Silt Fence Attachment
Attachment refers to properly securing the fabric to the post because it must support 18 inches of water and sediment. Three plastic ties or wire, installed diagonally within the top eight inches of a steel post perform well. Multiple staples or even a small lathe over the fabric is used to secure fabric to wood posts.
The most common problems with silt fence are:
- Improper placement – installing silt fence where it will not store water is a waste of money! How many times do we see silt fence installed in a straight line with water running around the end?

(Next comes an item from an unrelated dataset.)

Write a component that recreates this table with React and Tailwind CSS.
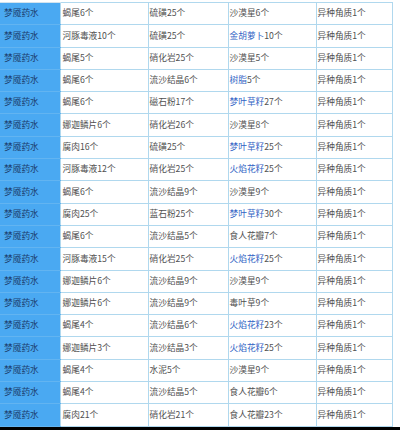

Or a long run of silt fence diverting runoff to a low point with little storage area, where the volume easily overtops the fence.
- Improper installation – some vague attempt at trenching, or none at all, with little or no backfill, and thus no compaction.
Posts 8-10 ft. apart and too shallow to stand up against a load and where the fabric is sagging only a few inches above the ground.
Inspectors and contractors who approve payment for a poorly placed or installed silt fence.
Water, especially in volume, is a tremendous force. Because silt fence is mechanically installed in the soil, and supported mechanically, it can detain hundreds of pounds of sediment and water – even a concentrated flow (contrary to general opinion).
Which may bring up the question about wire-backed silt fence? There is a mountain of evidence that properly posted silt fence will retain 18 inches of sediment – without wire. Experience indicates wire may actually inhibit performance if it is in the trench because it interferes with sealing off the trench.
Additionally, wire creates voluminous, expensive disposal costs thus causing greater environmental harm than benefit.